I am working on something using general 2D curvilinear coordinates $u(x,y)$ and $v(x,y)$ (which are locally orthogonal). I have trouble understanding why the following equality holds. I found it in the notes I was looking up but there is no explanation accompanying it: \begin{equation} \sqrt{\left( \displaystyle\frac{\partial v}{\partial x} \right)^2 + \left( \displaystyle\frac{\partial v}{\partial y} \right)^2} = \frac{1}{\sqrt{\left( \displaystyle\frac{\partial x}{\partial v} \right)^2 + \left( \displaystyle\frac{\partial y}{\partial v} \right)^2}} \end{equation}
Note 1: the right-hand side is actually $h_v^{-1}$, with $h_v$ the Lamé coefficient for $v$. You can find more information on this here: https://en.wikipedia.org/wiki/Curvilinear_coordinates#Relation_to_Lamé_coefficients)
Note 2: I suppose the same equality holds if you replace $v$ by $u$ since there is no specified preference for the $v$ coordinate
I have tried putting both square roots in the left-hand side and proving their product is equal to $1$. I used the chain rule like $\frac{\partial x}{\partial x} = \frac{\partial x}{\partial u} \frac{\partial u}{\partial x} + \frac{\partial x}{\partial v} \frac{\partial v}{\partial x} = 1$ and $\frac{\partial x}{\partial y} = \frac{\partial x}{\partial u} \frac{\partial u}{\partial y} + \frac{\partial x}{\partial v} \frac{\partial v}{\partial y} = 0$, but got nowhere...
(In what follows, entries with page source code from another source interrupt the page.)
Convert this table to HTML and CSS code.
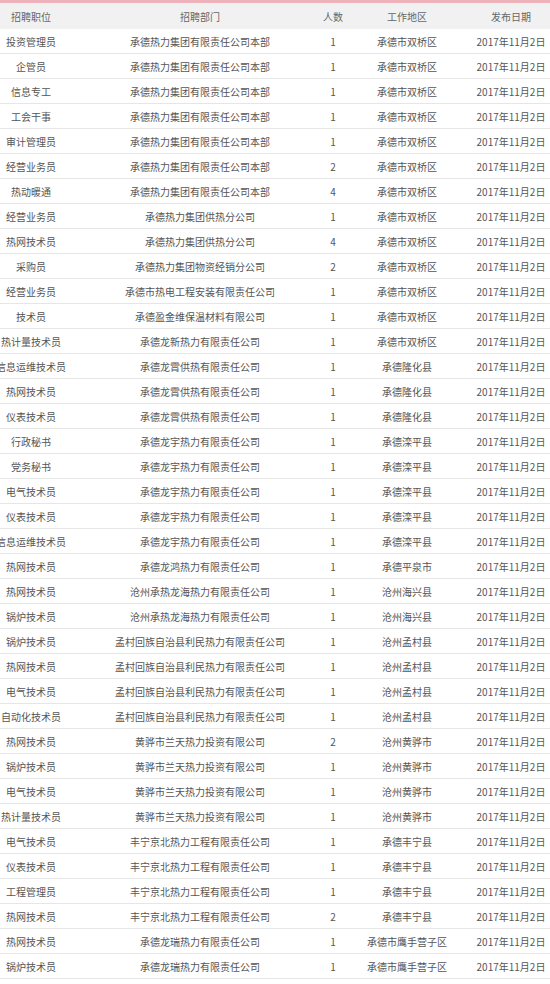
FILE: index.html
```html
<!DOCTYPE html>
<html lang="zh-CN">
<head>
<meta charset="utf-8">
<title>招聘信息</title>
<link rel="stylesheet" href="styles.css">
</head>
<body>
<div class="table">
  <div class="row head">
    <div class="c c1">招聘职位</div><div class="c c2">招聘部门</div><div class="c c3">人数</div><div class="c c4">工作地区</div><div class="c c5">发布日期</div>
  </div>
  <div class="row"><div class="c c1">投资管理员</div><div class="c c2">承德热力集团有限责任公司本部</div><div class="c c3">1</div><div class="c c4">承德市双桥区</div><div class="c c5">2017年11月2日</div></div>
  <div class="row"><div class="c c1">企管员</div><div class="c c2">承德热力集团有限责任公司本部</div><div class="c c3">1</div><div class="c c4">承德市双桥区</div><div class="c c5">2017年11月2日</div></div>
  <div class="row"><div class="c c1">信息专工</div><div class="c c2">承德热力集团有限责任公司本部</div><div class="c c3">1</div><div class="c c4">承德市双桥区</div><div class="c c5">2017年11月2日</div></div>
  <div class="row"><div class="c c1">工会干事</div><div class="c c2">承德热力集团有限责任公司本部</div><div class="c c3">1</div><div class="c c4">承德市双桥区</div><div class="c c5">2017年11月2日</div></div>
  <div class="row"><div class="c c1">审计管理员</div><div class="c c2">承德热力集团有限责任公司本部</div><div class="c c3">1</div><div class="c c4">承德市双桥区</div><div class="c c5">2017年11月2日</div></div>
  <div class="row"><div class="c c1">经营业务员</div><div class="c c2">承德热力集团有限责任公司本部</div><div class="c c3">2</div><div class="c c4">承德市双桥区</div><div class="c c5">2017年11月2日</div></div>
  <div class="row"><div class="c c1">热动暖通</div><div class="c c2">承德热力集团有限责任公司本部</div><div class="c c3">4</div><div class="c c4">承德市双桥区</div><div class="c c5">2017年11月2日</div></div>
  <div class="row"><div class="c c1">经营业务员</div><div class="c c2">承德热力集团供热分公司</div><div class="c c3">1</div><div class="c c4">承德市双桥区</div><div class="c c5">2017年11月2日</div></div>
  <div class="row"><div class="c c1">热网技术员</div><div class="c c2">承德热力集团供热分公司</div><div class="c c3">4</div><div class="c c4">承德市双桥区</div><div class="c c5">2017年11月2日</div></div>
  <div class="row"><div class="c c1">采购员</div><div class="c c2">承德热力集团物资经销分公司</div><div class="c c3">2</div><div class="c c4">承德市双桥区</div><div class="c c5">2017年11月2日</div></div>
  <div class="row"><div class="c c1">经营业务员</div><div class="c c2">承德市热电工程安装有限责任公司</div><div class="c c3">1</div><div class="c c4">承德市双桥区</div><div class="c c5">2017年11月2日</div></div>
  <div class="row"><div class="c c1">技术员</div><div class="c c2">承德盈金维保温材料有限公司</div><div class="c c3">1</div><div class="c c4">承德市双桥区</div><div class="c c5">2017年11月2日</div></div>
  <div class="row"><div class="c c1">热计量技术员</div><div class="c c2">承德龙新热力有限责任公司</div><div class="c c3">1</div><div class="c c4">承德市双桥区</div><div class="c c5">2017年11月2日</div></div>
  <div class="row"><div class="c c1">信息运维技术员</div><div class="c c2">承德龙霄供热有限责任公司</div><div class="c c3">1</div><div class="c c4">承德隆化县</div><div class="c c5">2017年11月2日</div></div>
  <div class="row"><div class="c c1">热网技术员</div><div class="c c2">承德龙霄供热有限责任公司</div><div class="c c3">1</div><div class="c c4">承德隆化县</div><div class="c c5">2017年11月2日</div></div>
  <div class="row"><div class="c c1">仪表技术员</div><div class="c c2">承德龙霄供热有限责任公司</div><div class="c c3">1</div><div class="c c4">承德隆化县</div><div class="c c5">2017年11月2日</div></div>
  <div class="row"><div class="c c1">行政秘书</div><div class="c c2">承德龙宇热力有限责任公司</div><div class="c c3">1</div><div class="c c4">承德滦平县</div><div class="c c5">2017年11月2日</div></div>
  <div class="row"><div class="c c1">党务秘书</div><div class="c c2">承德龙宇热力有限责任公司</div><div class="c c3">1</div><div class="c c4">承德滦平县</div><div class="c c5">2017年11月2日</div></div>
  <div class="row"><div class="c c1">电气技术员</div><div class="c c2">承德龙宇热力有限责任公司</div><div class="c c3">1</div><div class="c c4">承德滦平县</div><div class="c c5">2017年11月2日</div></div>
  <div class="row"><div class="c c1">仪表技术员</div><div class="c c2">承德龙宇热力有限责任公司</div><div class="c c3">1</div><div class="c c4">承德滦平县</div><div class="c c5">2017年11月2日</div></div>
  <div class="row"><div class="c c1">信息运维技术员</div><div class="c c2">承德龙宇热力有限责任公司</div><div class="c c3">1</div><div class="c c4">承德滦平县</div><div class="c c5">2017年11月2日</div></div>
  <div class="row"><div class="c c1">热网技术员</div><div class="c c2">承德龙鸿热力有限责任公司</div><div class="c c3">1</div><div class="c c4">承德平泉市</div><div class="c c5">2017年11月2日</div></div>
  <div class="row"><div class="c c1">热网技术员</div><div class="c c2">沧州承热龙海热力有限责任公司</div><div class="c c3">1</div><div class="c c4">沧州海兴县</div><div class="c c5">2017年11月2日</div></div>
  <div class="row"><div class="c c1">锅炉技术员</div><div class="c c2">沧州承热龙海热力有限责任公司</div><div class="c c3">1</div><div class="c c4">沧州海兴县</div><div class="c c5">2017年11月2日</div></div>
  <div class="row"><div class="c c1">锅炉技术员</div><div class="c c2">孟村回族自治县利民热力有限责任公司</div><div class="c c3">1</div><div class="c c4">沧州孟村县</div><div class="c c5">2017年11月2日</div></div>
  <div class="row"><div class="c c1">热网技术员</div><div class="c c2">孟村回族自治县利民热力有限责任公司</div><div class="c c3">1</div><div class="c c4">沧州孟村县</div><div class="c c5">2017年11月2日</div></div>
  <div class="row"><div class="c c1">电气技术员</div><div class="c c2">孟村回族自治县利民热力有限责任公司</div><div class="c c3">1</div><div class="c c4">沧州孟村县</div><div class="c c5">2017年11月2日</div></div>
  <div class="row"><div class="c c1">自动化技术员</div><div class="c c2">孟村回族自治县利民热力有限责任公司</div><div class="c c3">1</div><div class="c c4">沧州孟村县</div><div class="c c5">2017年11月2日</div></div>
  <div class="row"><div class="c c1">热网技术员</div><div class="c c2">黄骅市兰天热力投资有限公司</div><div class="c c3">2</div><div class="c c4">沧州黄骅市</div><div class="c c5">2017年11月2日</div></div>
  <div class="row"><div class="c c1">锅炉技术员</div><div class="c c2">黄骅市兰天热力投资有限公司</div><div class="c c3">1</div><div class="c c4">沧州黄骅市</div><div class="c c5">2017年11月2日</div></div>
  <div class="row"><div class="c c1">电气技术员</div><div class="c c2">黄骅市兰天热力投资有限公司</div><div class="c c3">1</div><div class="c c4">沧州黄骅市</div><div class="c c5">2017年11月2日</div></div>
  <div class="row"><div class="c c1">热计量技术员</div><div class="c c2">黄骅市兰天热力投资有限公司</div><div class="c c3">1</div><div class="c c4">沧州黄骅市</div><div class="c c5">2017年11月2日</div></div>
  <div class="row"><div class="c c1">电气技术员</div><div class="c c2">丰宁京北热力工程有限责任公司</div><div class="c c3">1</div><div class="c c4">承德丰宁县</div><div class="c c5">2017年11月2日</div></div>
  <div class="row"><div class="c c1">仪表技术员</div><div class="c c2">丰宁京北热力工程有限责任公司</div><div class="c c3">1</div><div class="c c4">承德丰宁县</div><div class="c c5">2017年11月2日</div></div>
  <div class="row"><div class="c c1">工程管理员</div><div class="c c2">丰宁京北热力工程有限责任公司</div><div class="c c3">1</div><div class="c c4">承德丰宁县</div><div class="c c5">2017年11月2日</div></div>
  <div class="row"><div class="c c1">热网技术员</div><div class="c c2">丰宁京北热力工程有限责任公司</div><div class="c c3">2</div><div class="c c4">承德丰宁县</div><div class="c c5">2017年11月2日</div></div>
  <div class="row"><div class="c c1">热网技术员</div><div class="c c2">承德龙瑞热力有限责任公司</div><div class="c c3">1</div><div class="c c4">承德市鹰手营子区</div><div class="c c5">2017年11月2日</div></div>
  <div class="row"><div class="c c1">锅炉技术员</div><div class="c c2">承德龙瑞热力有限责任公司</div><div class="c c3">1</div><div class="c c4">承德市鹰手营子区</div><div class="c c5">2017年11月2日</div></div>
</div>
</body>
</html>
```

FILE: styles.css
```css
html, body {
  margin: 0;
  padding: 0;
  background: #ffffff;
}
body {
  width: 550px;
  overflow: hidden;
  font-family: "Noto Sans CJK SC", "Noto Sans", sans-serif;
  font-size: 10px;
  color: #555555;
}
.table {
  display: flex;
  flex-direction: column;
  border-top: 3px solid #eeb3ba;
}
.row {
  display: grid;
  grid-template-columns: 62px 256px 30px 118px 84px;
  height: 24px;
  border-bottom: 1px solid #e6e6e6;
}
.row.head {
  height: 26px;
  background: #f1f1f1;
  border-bottom: none;
  color: #666666;
}
.c {
  display: flex;
  justify-content: center;
  align-items: center;
  white-space: nowrap;
}
.c2 {
  padding-left: 20px;
}
.c5 {
  padding-left: 6px;
}
```
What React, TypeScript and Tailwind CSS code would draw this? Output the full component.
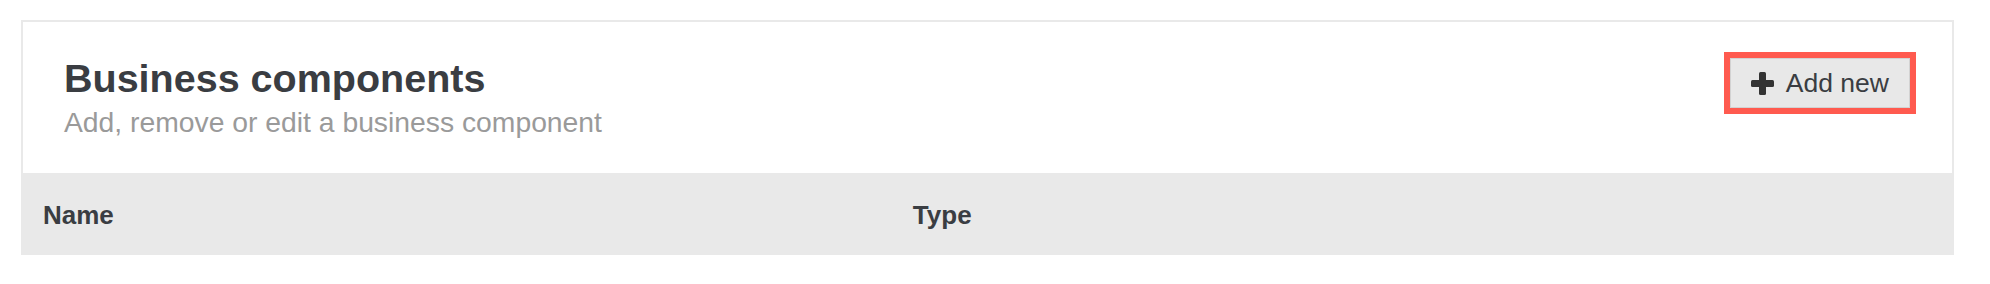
import React from 'react'

const columns = ['Name', 'Type']

const PlusIcon = () => (
  <svg width="23" height="23" viewBox="0 0 23 23" aria-hidden="true">
    <rect x="8" y="0" width="7" height="23" rx="1.5" fill="#333333" />
    <rect x="0" y="8" width="23" height="7" rx="1.5" fill="#333333" />
  </svg>
)

export default function App() {
  return (
    <div className="min-h-screen bg-white pt-[20px] font-['Liberation_Sans',Arial,sans-serif]">
      <div className="ml-[21px] w-[1933px]">
        {/* card header */}
        <div className="flex items-start justify-between border-2 border-b-0 border-[#e9e9e9] pl-[41px] pr-[42px] pt-[33px] pb-[35px]">
          <div>
            <h1 className="text-[39.5px] leading-[46px] font-bold text-[#3a3d42]">Business components</h1>
            <p className="mt-[5px] text-[28.3px] leading-[32px] text-[#9a9a9a]">
              Add, remove or edit a business component
            </p>
          </div>
          <div className="mt-[3px] outline-[6px] outline-solid outline-[#ff5a4f]">
            <button className="flex h-[50px] items-center gap-[12px] border border-[#d2d2d2] bg-[#e8e8e8] pl-[20px] pr-[20px] text-[26.5px] leading-none text-[#3a3d42]">
              <PlusIcon />
              <span>Add new</span>
            </button>
          </div>
        </div>

        {/* table head */}
        <div className="grid h-[82px] grid-cols-[45%_1fr] items-center bg-[#e9e9e9]">
          {columns.map((c) => (
            <div key={c} className="pl-[22px] pt-[2px] text-[26px] leading-none font-bold text-[#3a3d42]">
              {c}
            </div>
          ))}
        </div>
      </div>
    </div>
  )
}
I have verified the equation using polar coordinates (using $u:=r=\sqrt{x^2 + y^2}$ and $v:=\theta=\arctan(\frac{y}{x})$) and indeed found it to hold, with both sides equal to $\frac{1}{r}$.
Thanks in advance for any help with this.
I found the explanation. The left-hand side is equal to $||\nabla v||$ whereas the denominator of the right-hand side is $||\frac{\partial \pmb{r}}{\partial v}||$ with $\pmb{r}$ the position vector.
$\pmb{b}^v := \nabla v$ is actually a covariant basis vector with respect to the coordinate $v$, of which the corresponding contravariant basis vector is $\pmb{b}_v := \frac{\partial \pmb{r}}{\partial v}$.
There is a result that says that $\pmb{b}^v \cdot \pmb{b}_v = 1$ must hold (the proof is given on the Wikipedia page mentioned in the question). The equality I asked about in the question directly follows from this result.